Il regista afferma inoltre che viviamo in un’epoca dove il pubblico non pretende più di essere sorpreso, ma semplicemente anestetizzato. La parte insidiosa è quella di realizzare dell’arte che possa compiacere questo tipo di pubblico, che non vuole più essere sfidato.
“Blowing in the Wind”
Con l’intervento di Monica Barbaro si è parlato poi del contenuto politico e sociale dei testi di Dylan. Secondo l’attrice le sue canzoni fanno riferimento all’ipocrisia umana e ad alcuni problemi senza tempo. Motivo per il quale ancora la sua musica trova eco.
Allacciandosi a questo, Norton afferma quanto sia difficile considerare il cantautore una vera e propria “stella polare”, poiché viviamo in periodi estremamente diversi.
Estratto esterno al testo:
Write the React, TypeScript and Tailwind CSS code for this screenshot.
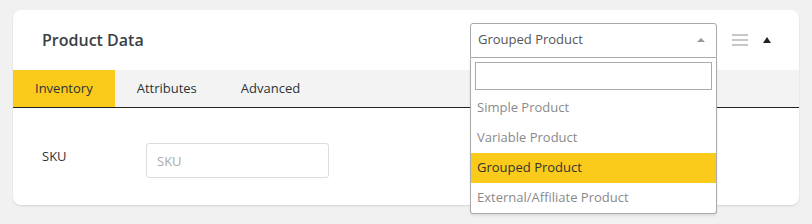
import { useState } from "react";

const productTypes = [
  "Simple Product",
  "Variable Product",
  "Grouped Product",
  "External/Affiliate Product",
];

const tabs = ["Inventory", "Attributes", "Advanced"];

export default function App() {
  const [activeTab, setActiveTab] = useState("Inventory");
  const [selected, setSelected] = useState("Grouped Product");

  return (
    <div
      className="min-h-[224px] w-full bg-[#f1f1f1] px-[13px] pt-[10px]"
      style={{ fontFamily: '"Open Sans", "Noto Sans", sans-serif' }}
    >
      <div className="w-[786px] rounded-[8px] bg-white shadow-[0_1px_2px_rgba(0,0,0,0.12)]">
        <div className="flex h-[60px] items-center pl-[29px] pr-[28px]">
          <h2 className="text-[16px] font-semibold text-[#3a3f45]">
            Product Data
          </h2>

          <div className="relative ml-auto">
            <div className="flex h-[35px] w-[247px] items-center justify-between rounded-t-[3px] border border-[#aaa] bg-white pl-[7px] pr-[11px] text-[13px] text-[#555]">
              <span>{selected}</span>
              <span className="h-0 w-0 border-x-[4px] border-b-[4px] border-x-transparent border-b-[#999]" />
            </div>
            <div className="absolute left-0 top-[35px] z-10 w-[247px] rounded-b-[3px] border border-t-0 border-[#aaa] bg-white shadow-[0_2px_3px_rgba(0,0,0,0.08)]">
              <div className="px-[4px] pt-[4px] pb-[3px]">
                <input className="h-[28px] w-full border border-[#aaa] outline-none" />
              </div>
              <ul className="text-[13px]">
                {productTypes.map((type) => (
                  <li
                    key={type}
                    onClick={() => setSelected(type)}
                    className={
                      type === selected
                        ? "flex h-[30px] items-center bg-[#facb1a] px-[6px] text-[#333]"
                        : "flex h-[30px] items-center px-[6px] text-[#8a8a8a]"
                    }
                  >
                    {type}
                  </li>
                ))}
              </ul>
            </div>
          </div>

          <div className="ml-[15px] flex w-[16px] flex-col gap-[3px]">
            <span className="h-[2px] w-full bg-[#c8c8c8]" />
            <span className="h-[2px] w-full bg-[#c8c8c8]" />
            <span className="h-[2px] w-full bg-[#c8c8c8]" />
          </div>
          <span className="ml-[15px] h-0 w-0 border-x-[4px] border-b-[6px] border-x-transparent border-b-[#222]" />
        </div>

        <div className="flex h-[38px] border-b border-[#222] bg-[#f3f3f3]">
          {tabs.map((tab) => (
            <button
              key={tab}
              onClick={() => setActiveTab(tab)}
              className={
                tab === activeTab
                  ? "bg-[#facb1a] px-[22px] text-[13px] font-medium text-[#2c3338]"
                  : "px-[22px] text-[13px] font-medium text-[#2c3338]"
              }
            >
              {tab}
            </button>
          ))}
        </div>

        <div className="flex items-start pb-[27px] pl-[29px] pt-[35px]">
          <label className="mt-[4px] w-[104px] text-[13px] text-[#333]">
            SKU
          </label>
          <input
            placeholder="SKU"
            className="h-[35px] w-[183px] rounded-[3px] border border-[#ddd] px-[10px] text-[13px] outline-none placeholder:text-[#aaa]"
          />
        </div>
      </div>
    </div>
  );
}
Inoltre aggiunge che – a suo avviso – parlare del significato di un’opera la riduca ad esso, mentre lo spettatore dovrebbe cercare di trovarne uno proprio, senza venire condizionato.
Il pericolo del settore
La domanda finale riguarda il settore e a come questo possa cristallizzare gli artisti durante le loro carriere.
Secondo Monica Barbaro, dopo aver interpretato un ruolo specifico per un film, accade spesso che lo stesso venga riproposto in numerosi altri progetti. L’attrice fa riferimento all’esperienza vissuta dopo il successo di Top Gun: Maverick, a seguito del quale ha ricevuto moltissime proposte per pellicole a tema militare.
“Adesso mi dicono tutti: “Vorresti essere in un musical?”. Cosa a cui non ho mai realmente pensato.”
Monica Barbaro
Quello che rende James Mangold un artista tale da suscitare ammirazione nell’attrice è (come lei stessa afferma) il fatto che non si possano inscatolare le sue opere: egli porta sempre con sé qualcosa dei suoi precedenti progetti, infondendolo nei suoi nuovi film, di genere completamente diverso. Secondo Barbaro la pellicola è particolarmente interessante in quanto espressione della voce e dell’evoluzione artistica del regista.
A Complete Unknown vi aspetta in sala a partire da giovedì 23 gennaio, in un appuntamento da non perdere!